My book has only been out since the end of October 2011, and so far it has four unsolicited reviews on I am proud that while not raving, the criticisms are mostly personal preferences by each reader and not a lot of complaints about bad spelling, terrible grammar or a complete failure to develop a story. Those were my nightmare review points that continue to haunt me. I know eventually, I will run into someone that will rip into my work. Even the authors we all consider successful find someone that dislikes what they write. I am preparing for that ugly review by continually reminding myself that you can't please everyone, and remembering that while not all in review form, I have gotten compliments on the book from readers.

This leads me to the second incident that brings reviews to mind. I was on Twitter and stumbled into the middle of an author rant-book reviewer drama. Some of you might know of the incident, but since I never did quite get the entire story, I am not going to mention anything specific. Instead, I wanted to talk about the overall incident as an author.

I know I have a quick temper and when someone says or does something to me, my first reaction is to fight back. Apparently, the author in question felt that the book blogger's review of their book was more of a personal attack rather than a critique of the work. I know there are many "reviewers" that often give out poor reviews for little or no reason. I can understand the author feeling angry enough to want to respond.

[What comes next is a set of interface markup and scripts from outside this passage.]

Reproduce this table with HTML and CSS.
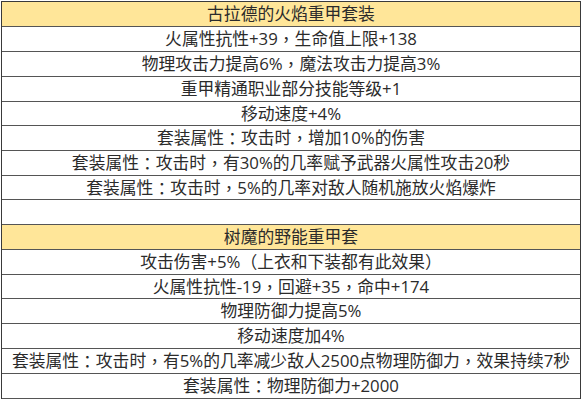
FILE: index.html
```html
<!DOCTYPE html>
<html lang="zh">
<head>
<meta charset="utf-8">
<link rel="stylesheet" href="styles.css">
</head>
<body>
<div class="sheet">
  <div class="row head">古拉德的火焰重甲套装</div>
  <div class="row">火属性抗性+39<span class="p">，</span>生命值上限+138</div>
  <div class="row">物理攻击力提高6%<span class="p">，</span>魔法攻击力提高3%</div>
  <div class="row">重甲精通职业部分技能等级+1</div>
  <div class="row short">移动速度+4%</div>
  <div class="row">套装属性<span class="p">：</span>攻击时<span class="p">，</span>增加10%的伤害</div>
  <div class="row">套装属性<span class="p">：</span>攻击时<span class="p">，</span>有30%的几率赋予武器火属性攻击20秒</div>
  <div class="row short">套装属性<span class="p">：</span>攻击时<span class="p">，</span>5%的几率对敌人随机施放火焰爆炸</div>
  <div class="row"></div>
  <div class="row head">树魔的野能重甲套</div>
  <div class="row">攻击伤害+5%<span class="p">（</span>上衣和下装都有此效果<span class="p">）</span></div>
  <div class="row short">火属性抗性-19<span class="p">，</span>回避+35<span class="p">，</span>命中+174</div>
  <div class="row">物理防御力提高5%</div>
  <div class="row">移动速度加4%</div>
  <div class="row">套装属性<span class="p">：</span>攻击时<span class="p">，</span>有5%的几率减少敌人2500点物理防御力<span class="p">，</span>效果持续7秒</div>
  <div class="row">套装属性<span class="p">：</span>物理防御力+2000</div>
</div>
</body>
</html>
```

FILE: styles.css
```css
html, body {
  margin: 0;
  padding: 0;
  background: #ffffff;
}
body {
  width: 584px;
  height: 400px;
  overflow: hidden;
  font-family: "Open Sans", "Noto Sans CJK SC", sans-serif;
  color: #2b2b2b;
}
.sheet {
  margin: 1px 0 0 1px;
  width: 578px;
  border: 1px solid #3a3a3a;
  border-bottom: none;
  display: flex;
  flex-direction: column;
}
.row {
  height: 24px;
  border-bottom: 1px solid #555555;
  display: flex;
  align-items: center;
  justify-content: center;
  font-size: 16.8px;
  line-height: 24px;
  white-space: nowrap;
  text-spacing-trim: space-all;
}
.row.short {
  height: 23px;
}
.head {
  background: #ffe699;
}
.p {
  display: inline-block;
  width: 1em;
  text-align: center;
  font-family: "Noto Sans CJK TC", "Noto Sans CJK SC", sans-serif;
}
```
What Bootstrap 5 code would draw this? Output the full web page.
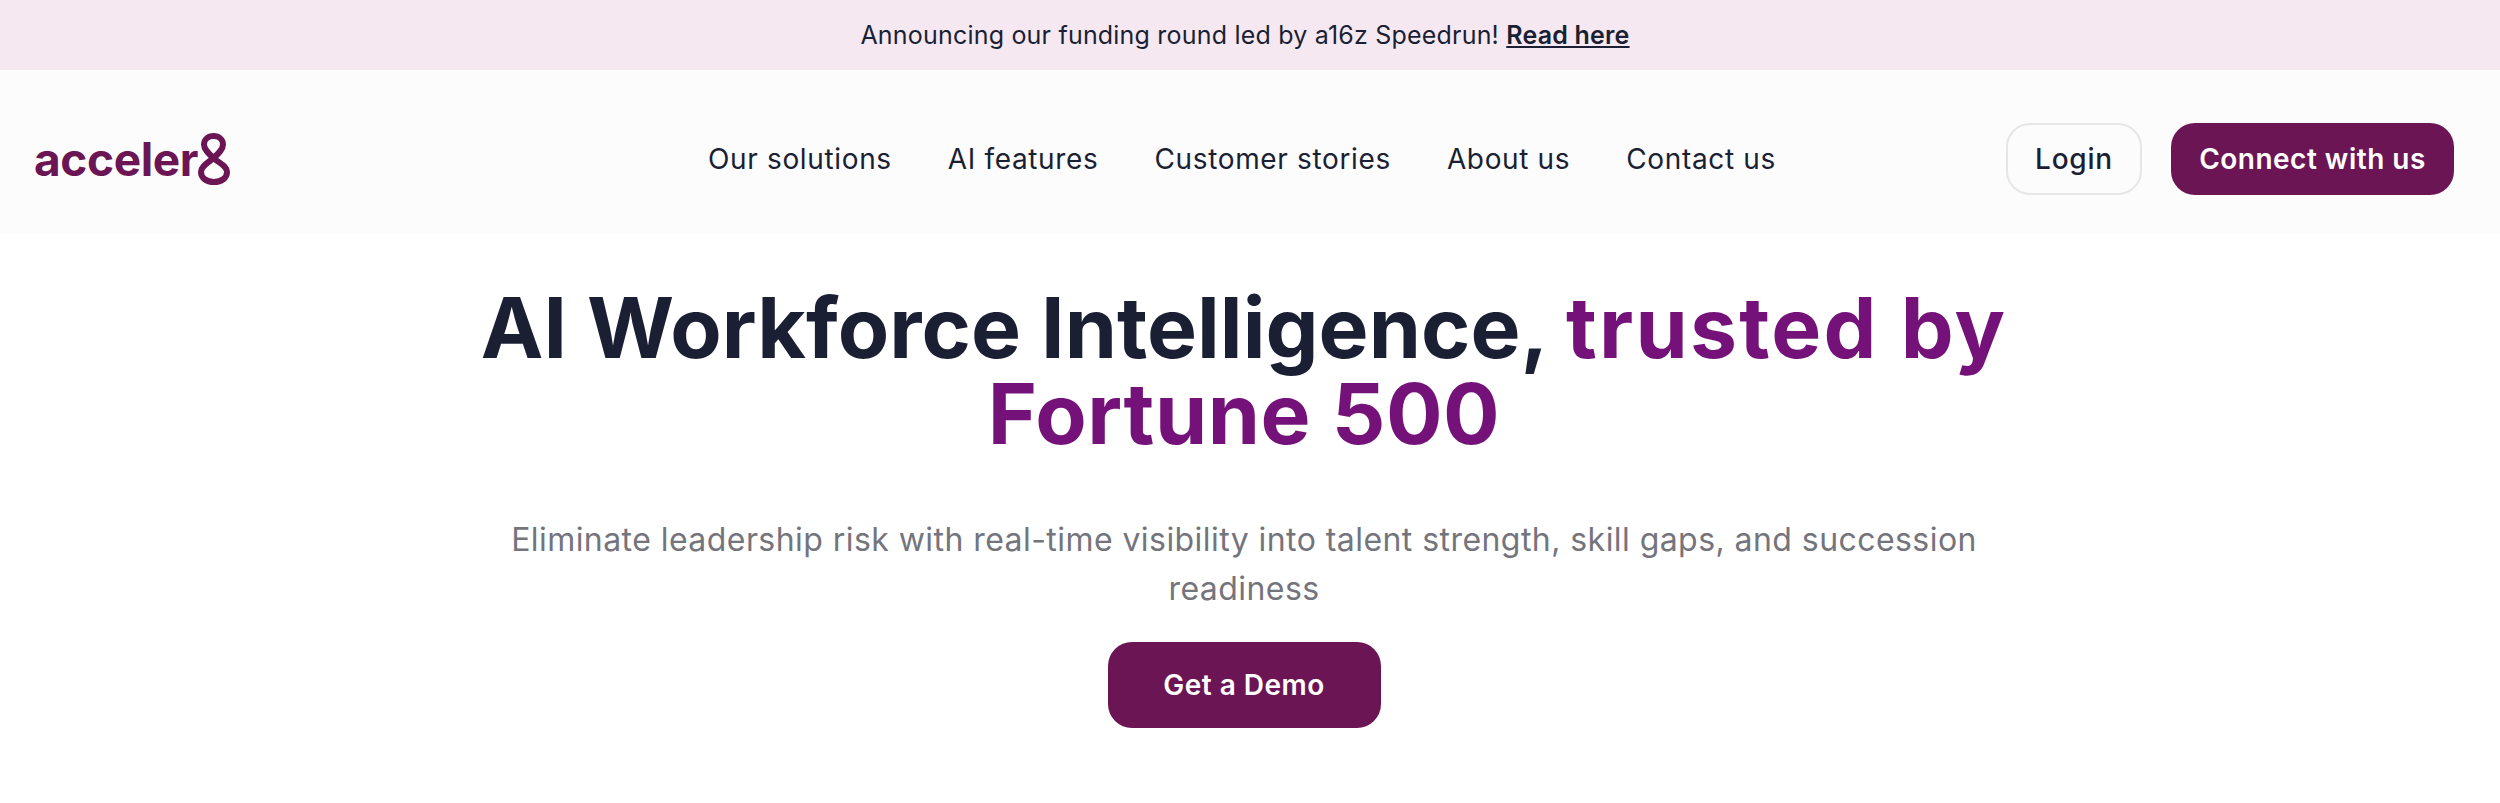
<!DOCTYPE html>
<html lang="en">
<head>
  <meta charset="UTF-8" />
  <meta name="viewport" content="width=device-width, initial-scale=1" />
  <title>acceler8</title>
  <link href="https://cdn.jsdelivr.net/npm/bootstrap@5.3.2/dist/css/bootstrap.min.css" rel="stylesheet" />
  <style>
    body {
      font-family: Inter, "Liberation Sans", sans-serif;
      color: #1a1f33;
      background: #fff;
    }

    .promo-bar {
      height: 70px;
      padding: 1px 10px 0 0;
      background: #f6e8f0;
      font-size: 25px;
      letter-spacing: .2px;
    }

    .promo-bar a {
      color: #1a1f33;
      font-weight: 600;
    }

    .top-nav {
      height: 164px;
      padding: 14px 46px 0 34px;
      background: #fcfcfc;
    }

    .logo-link {
      width: 198px;
      color: #6b1555;
      text-decoration: none;
    }

    .logo-text {
      font-size: 46px;
      font-weight: 700;
      letter-spacing: -.4px;
      line-height: 1;
    }

    .nav-items {
      gap: 56px;
      margin-left: 476px;
    }

    .nav-items a {
      color: #1a1f33;
      font-size: 28px;
      letter-spacing: .65px;
      text-decoration: none;
    }

    .btn-login,
    .btn-connect,
    .btn-demo {
      font-weight: 600;
      border-radius: 24px;
      letter-spacing: .5px;
    }

    .btn-login {
      width: 136px;
      height: 72px;
      font-size: 28px;
      font-weight: 500;
      letter-spacing: .8px;
      color: #1a1f33;
      background: #fcfcfc;
      border: 2px solid #e6e6e8;
    }

    .btn-connect {
      width: 283px;
      height: 72px;
      margin-left: 29px;
      font-size: 28px;
      color: #fff;
      background: #6b1555;
      border: 0;
    }

    .hero-main {
      padding-right: 12px;
    }

    .hero-title {
      width: 1600px;
      margin: 51px 0 0;
      font-size: 84px;
      font-weight: 700;
      letter-spacing: .05px;
      line-height: 86px;
      color: #1a1f33;
    }

    .accent-one {
      color: #75127a;
      letter-spacing: 2.2px;
    }

    .accent-two {
      color: #75127a;
      letter-spacing: .55px;
    }

    .hero-sub {
      width: 1500px;
      margin: 58px 0 0;
      font-size: 32px;
      letter-spacing: .44px;
      line-height: 49px;
      color: #74747c;
    }

    .btn-demo {
      width: 273px;
      height: 86px;
      margin-top: 29px;
      font-size: 28px;
      color: #fff;
      background: #6b1555;
      border: 0;
    }
  </style>
</head>
<body>
  <div class="promo-bar d-flex align-items-center justify-content-center">
    <span>Announcing our funding round led by a16z Speedrun! <a href="#">Read here</a></span>
  </div>

  <nav class="top-nav d-flex align-items-center">
    <a class="logo-link d-flex align-items-center flex-shrink-0" href="#">
      <span class="logo-text">acceler</span>
      <!-- the 8 is the crossed loop from the logo, drawn as one stroke -->
      <svg class="flex-shrink-0" width="32" height="52" viewBox="0 0 32 52" fill="none" stroke="#6b1555" stroke-width="6">
        <path d="M15.500 25 C10 20 6 16 6 11.500 C6 6.500 10 3 15.500 3 C21 3 25 6.500 25 11.500 C25 16 21 20 15.500 25 C10 30 3 33 3 39 C3 45 8.500 49 16 49 C23.500 49 29 45 29 39 C29 33 21 30 15.500 25 Z" />
      </svg>
    </a>
    <div class="nav-items d-flex align-items-center">
      <a href="#">Our solutions</a>
      <a href="#">AI features</a>
      <a href="#">Customer stories</a>
      <a href="#">About us</a>
      <a href="#">Contact us</a>
    </div>
    <div class="d-flex ms-auto">
      <button class="btn btn-login p-0">Login</button>
      <button class="btn btn-connect p-0">Connect with us</button>
    </div>
  </nav>

  <main class="hero-main d-flex flex-column align-items-center text-center">
    <h1 class="hero-title">AI Workforce Intelligence, <span class="accent-one">trusted by</span><br><span class="accent-two">Fortune 500</span></h1>
    <p class="hero-sub">Eliminate leadership risk with real-time visibility into talent strength, skill gaps, and succession readiness</p>
    <button class="btn btn-demo p-0">Get a Demo</button>
  </main>

  <script src="https://cdn.jsdelivr.net/npm/bootstrap@5.3.2/dist/js/bootstrap.bundle.min.js"></script>
</body>
</html>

Unless requested, I think it is bad form to respond to any review, especially a negative one. No matter what the reviewer might have written, I think as an author we come off looking bad in any of these exchanges. Instead, I think we all  have to trust that readers will see the review for what it is. I know myself, a bad review that I felt was unwarranted often prompted me to read the book rather than turn me away.

I found a link and read the review that apparently sparked the drama. I didn't think the blogger said anything personal about the author. The blogger simply didn't find the book to her liking for several reasons and listed those reasons. Could any author really ask for more? At least it wasn't a bad rating with a simple, "This book sucks" comment.

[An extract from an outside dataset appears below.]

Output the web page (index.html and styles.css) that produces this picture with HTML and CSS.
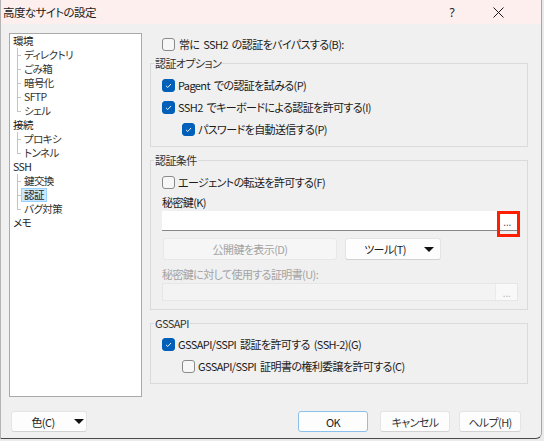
FILE: index.html
```html
<!DOCTYPE html>
<html lang="ja">
<head>
<meta charset="utf-8">
<title>高度なサイトの設定</title>
<link rel="stylesheet" href="styles.css">
</head>
<body>
<div class="window">
  <div class="titlebar">
    <span class="title">高度なサイトの設定</span>
    <span class="help">?</span>
    <span class="close"><svg width="11" height="11" viewBox="0 0 11 11"><path d="M0.5 0.5 L10.5 10.5 M10.5 0.5 L0.5 10.5" stroke="#1b1b1b" stroke-width="1" fill="none"/></svg></span>
  </div>
  <div class="main">
    <div class="tree">
      <div class="node">環境</div>
      <div class="child"><span class="conn"></span><span class="lbl">ディレクトリ</span></div>
      <div class="child"><span class="conn"></span><span class="lbl">ごみ箱</span></div>
      <div class="child"><span class="conn"></span><span class="lbl">暗号化</span></div>
      <div class="child"><span class="conn"></span><span class="lbl">SFTP</span></div>
      <div class="child"><span class="conn last"></span><span class="lbl">シェル</span></div>
      <div class="node">接続</div>
      <div class="child"><span class="conn"></span><span class="lbl">プロキシ</span></div>
      <div class="child"><span class="conn last"></span><span class="lbl">トンネル</span></div>
      <div class="node">SSH</div>
      <div class="child"><span class="conn"></span><span class="lbl">鍵交換</span></div>
      <div class="child"><span class="conn"></span><span class="lbl selected">認証</span></div>
      <div class="child"><span class="conn last"></span><span class="lbl">バグ対策</span></div>
      <div class="node">メモ</div>
    </div>
    <div class="content">
      <div class="toprow"><span class="cb"></span><span>常に SSH2 の認証をバイパスする(B):</span></div>

      <fieldset class="group g1">
        <legend>認証オプション</legend>
        <div class="gbody">
          <div class="row first"><span class="cb on"><svg viewBox="0 0 13 13"><path d="M3.6 6.9 L5.6 8.9 L9.5 4.7" stroke="#fff" stroke-width="1.1" fill="none"/></svg></span><span>Pagent での認証を試みる(P)</span></div>
          <div class="row"><span class="cb on"><svg viewBox="0 0 13 13"><path d="M3.6 6.9 L5.6 8.9 L9.5 4.7" stroke="#fff" stroke-width="1.1" fill="none"/></svg></span><span>SSH2 でキーボードによる認証を許可する(I)</span></div>
          <div class="row indent"><span class="cb on"><svg viewBox="0 0 13 13"><path d="M3.6 6.9 L5.6 8.9 L9.5 4.7" stroke="#fff" stroke-width="1.1" fill="none"/></svg></span><span>パスワードを自動送信する(P)</span></div>
        </div>
      </fieldset>

      <fieldset class="group g2">
        <legend>認証条件</legend>
        <div class="gbody">
          <div class="row first"><span class="cb"></span><span>エージェントの転送を許可する(F)</span></div>
          <div class="label">秘密鍵(K)</div>
          <div class="input">
            <span class="field"></span>
            <span class="dots">...</span>
            <span class="mark"></span>
          </div>
          <div class="btnrow">
            <span class="btn disabled pub">公開鍵を表示(D)</span>
            <span class="btn tool"><span class="tlabel">ツール(T)</span><span class="arrow"></span></span>
          </div>
          <div class="label dis">秘密鍵に対して使用する証明書(U):</div>
          <div class="input disabled">
            <span class="field"></span>
            <span class="dots">...</span>
          </div>
        </div>
      </fieldset>

      <fieldset class="group g3">
        <legend>GSSAPI</legend>
        <div class="gbody">
          <div class="row first"><span class="cb on"><svg viewBox="0 0 13 13"><path d="M3.6 6.9 L5.6 8.9 L9.5 4.7" stroke="#fff" stroke-width="1.1" fill="none"/></svg></span><span>GSSAPI/SSPI 認証を許可する (SSH-2)(G)</span></div>
          <div class="row indent"><span class="cb"></span><span>GSSAPI/SSPI 証明書の権利委譲を許可する(C)</span></div>
        </div>
      </fieldset>
    </div>
  </div>
  <div class="footer">
    <span class="btn color"><span class="clabel">色(C)</span><span class="arrow"></span></span>
    <span class="spacer"></span>
    <span class="btn ok">OK</span>
    <span class="btn cancel">キャンセル</span>
    <span class="btn helpbtn">ヘルプ(H)</span>
  </div>
</div>
</body>
</html>
```

FILE: styles.css
```css
* { box-sizing: border-box; }

body {
  margin: 0;
  width: 544px;
  height: 441px;
  overflow: hidden;
  background: #eaeaea;
  font-family: "Noto Sans CJK JP", "Noto Sans", sans-serif;
  font-size: 11px;
  letter-spacing: -0.6px;
  word-spacing: 2px;
  color: #1b1b1b;
  font-feature-settings: "palt";
}

.window {
  width: 542px;
  height: 439px;
  background: #f0f0f0;
  border-left: 1px solid #b4b4b4;
  border-right: 1px solid #a6a6a6;
  border-bottom: 1px solid #4a4a4a;
  border-bottom-right-radius: 6px;
  display: flex;
  flex-direction: column;
}

.titlebar {
  height: 24px;
  flex: none;
  background: #fcefee;
  display: flex;
  align-items: center;
  padding-left: 2px;
}
.title { font-size: 11.5px; line-height: 24px; }
.help {
  margin-left: auto;
  width: 20px;
  text-align: center;
  font-size: 12px;
  letter-spacing: 0;
  font-family: "Noto Sans", sans-serif;
}
.close {
  width: 20px;
  margin-left: 26px;
  margin-right: 33px;
  display: flex;
  justify-content: center;
}

.main {
  display: flex;
  padding: 9px 0 0 8px;
  gap: 8px;
}

.tree {
  width: 133px;
  height: 364px;
  flex: none;
  background: #fff;
  border: 1px solid #a9a9a9;
  padding: 0;
  font-size: 10.5px;
}
.node, .child {
  height: 14px;
  line-height: 14px;
  display: flex;
  align-items: center;
  white-space: nowrap;
}
.node { padding-left: 3px; }
.child { padding-left: 7px; }
.conn {
  width: 4px;
  height: 14px;
  flex: none;
  background:
    linear-gradient(#c4c4c4, #c4c4c4) 0 0 / 1px 100% no-repeat,
    linear-gradient(#c4c4c4, #c4c4c4) 0 7px / 4px 1px no-repeat;
}
.conn.last {
  background:
    linear-gradient(#c4c4c4, #c4c4c4) 0 0 / 1px 8px no-repeat,
    linear-gradient(#c4c4c4, #c4c4c4) 0 7px / 4px 1px no-repeat;
}
.lbl {
  padding: 0 2px;
  line-height: 12px;
  border: 1px solid transparent;
  color: #333;
}
.lbl.selected {
  background: #cce8ff;
  border-color: #99d1ff;
  color: #1b1b1b;
}

.content {
  width: 378px;
  display: flex;
  flex-direction: column;
}

.toprow {
  margin-top: 3px;
  height: 16px;
  padding-left: 12px;
  display: flex;
  align-items: center;
  gap: 4px;
}

.cb {
  width: 13px;
  height: 13px;
  flex: none;
  border: 1px solid #8a8a8a;
  border-radius: 3px;
  background: #f7f7f7;
  display: flex;
}
.cb.on {
  background: #005fb8;
  border-color: #005fb8;
}
.cb svg { width: 11px; height: 11px; }

.group {
  margin: 6px 0 0 0;
  padding: 0;
  border: 1px solid #dadada;
  min-width: 0;
}
.group.g1 { margin-top: 4px; }
legend {
  margin-left: 3px;
  padding: 0 1px;
  line-height: 14px;
  height: 14px;
  color: #333;
}
.gbody {
  padding: 0 9px 0 11px;
  display: flex;
  flex-direction: column;
}
.g1 .gbody { padding-bottom: 6px; }
.g2 .gbody { padding-bottom: 8px; }
.g3 .gbody { padding-bottom: 6px; }

.row {
  height: 22px;
  display: flex;
  align-items: center;
  gap: 3px;
  white-space: nowrap;
}
.g1 .row.first, .g2 .row.first { margin-top: 4px; }
.g3 .row.first { margin-top: 3px; }
.row.indent { padding-left: 20px; }

.label {
  margin-top: 2px;
  line-height: 14px;
  height: 14px;
}
.label.dis { margin-top: 7px; color: #a3a3a3; }

.input {
  margin-top: 2px;
  height: 20px;
  background: #fff;
  border-bottom: 1px solid #878787;
  display: flex;
  position: relative;
}
.input .field { flex: 1; }
.input .dots {
  width: 22px;
  text-align: center;
  font-size: 10px;
  line-height: 24px;
  letter-spacing: -0.5px;
  color: #555;
  font-family: "DejaVu Sans", sans-serif;
}
.input.disabled {
  height: 18px;
  background: #f3f3f3;
  border: 1px solid #e6e6e6;
}
.input.disabled .dots {
  background: #f8f8f8;
  border-left: 1px solid #ebebeb;
  color: #b8b8b8;
  line-height: 20px;
}
.mark {
  position: absolute;
  right: -2px;
  top: 0;
  width: 23px;
  height: 26px;
  border: 3px solid #ff1f00;
}

.btnrow {
  margin-top: 7px;
  height: 22px;
  display: flex;
  gap: 8px;
  padding-left: 1px;
}
.btn {
  height: 22px;
  display: flex;
  align-items: center;
  justify-content: center;
  background: #fdfdfd;
  border: 1px solid #e4e4e4;
  border-bottom-color: #d2d2d2;
  border-radius: 3px;
  white-space: nowrap;
}
.btn.disabled {
  background: #f6f6f6;
  border-color: #e8e8e8;
  color: #a3a3a3;
}
.pub { width: 174px; }
.tool { width: 96px; position: relative; justify-content: flex-start; }
.tlabel { width: 78px; text-align: center; }
.arrow {
  width: 0;
  height: 0;
  border-left: 5px solid transparent;
  border-right: 5px solid transparent;
  border-top: 5px solid #111;
}

.footer {
  display: flex;
  padding: 14px 20px 0 10px;
}
.footer .btn { height: 21px; }
.color { width: 76px; justify-content: flex-start; }
.clabel { width: 62px; text-align: center; }
.spacer { flex: 1; }
.ok { width: 70px; border-color: #8cc0ec; }
.cancel { width: 70px; margin-left: 12px; color: #333; }
.helpbtn { width: 62px; margin-left: 9px; color: #333; }
```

In these days of social media, where it is so easy to take to the internet and vent our anger, I think as authors, we really need to take a step back. Before we ever sit down to criticize someone for their opinion, we need to think how it will look to other readers. Most bloggers are simply readers that share their views on what they read. I don't know if this is someone who asks for a free copy to review a book. By creating a rant in Twitter, Facebook or even our own blog, we run the risk of alienating other readers and other bloggers.

We should also remember that what we rant online in anger, stays out there forever. We can't take it back once we've hit send, publish or post. As we'd hope that reviewers take an open minded approach to our books, can we not give the reviewers and bloggers the same benefit?

Friday, January 6, 2012

Blessing and a Curse

Funny thing about the desire to write, it can be so fulfilling and such a curse.

I've always enjoyed the fact that these ideas for stories play out in my mind. The characters become like friends. You really feel you get to know them. It becomes like watching a movie as you follow them through their story. Their choices leave you on the edge of your seat, and you feel their emotions as they battle with their problems and obstacles.

Having all those plots swirling around in your head is even better than reading, because you can interact with them. If something happens that you don't like,  you get to fix it. You can change the tone of the story. You can add new characters. You can change where the action takes place. It's a little like the Choose your own Adventure books I read as a kid. You make a decision as the story progresses and so you determine how the story ends.

The curse is how isolated it can make you. How do you explain to other people what goes on in your mind? They'd think you were crazy. Sometimes you think you are crazy as you find yourself growing so attached to your characters. I spend a lot of my time at my computer typing away as I try and get all the happenings down on paper.

At times, it might feel as if life passes you by as hours can disappear in a blink. Then I just remember what I have created. I can go back over the passages and bring those characters to life in ways that often surprise me. The best times are when I've logged several hours of writing. Then the next day I go back and read over what I wrote and find myself becoming engrossed in my own words. When I am amazed sometimes at what I have created, I know that I have my characters help in doing what I do.

I can't imagine not writing every day. I can't understand how other people don't go around with ideas just begging to be written. I guess it makes sense because I don't know how someone can dunk a basketball or throw a 100 mph fastball. We all  have our gifts, talents or curses. The one I have allows me to share all those rantings in my mind. I believe that I am blessed.

Tuesday, January 3, 2012

Character revolts!

I'm used to the characters in my story taking over and often changing where I planned the story to go. It is common for me to battle with the voices in my head over who is really controlling the story. Therefore, you wouldn't think I'd be shocked by the revolt my characters led to start the new year.

I sat down to write my first words on my book for 2012 with the idea that I was starting the process off on the "write" foot. I had been neglecting my writing a bit too much, and my characters proved it as the first words typed out on the page became a battle of epic proportion. I was in the middle of one chapter and those characters refused to behave. Dialogue was a mess, friends wanted to be enemies, no one wanted to follow the plot line and some just refused to even speak up or participate at all.

The characters not involved in the chapter then decided they wanted some attention. My characters seem to have super egos, not mentioned in two chapters and suddenly they have to get my attention. Wrenching my story line into their direction, those characters at least were behaving normally, even though they were getting ahead of themselves.

So, I took matters into my own hands...I left the pages and went to work on the book cover instead. I'll teach those crazy characters to try and hijack my story -- or is it their story? Maybe I'm just going crazy -- or was I already crazy?

Today is another day. I'm heading in for battle armed with my delete button for anyone that gets a bit too rowdy. If this is any indication, 2012 is going to be a very wild ride. I'm buckling in for the duration!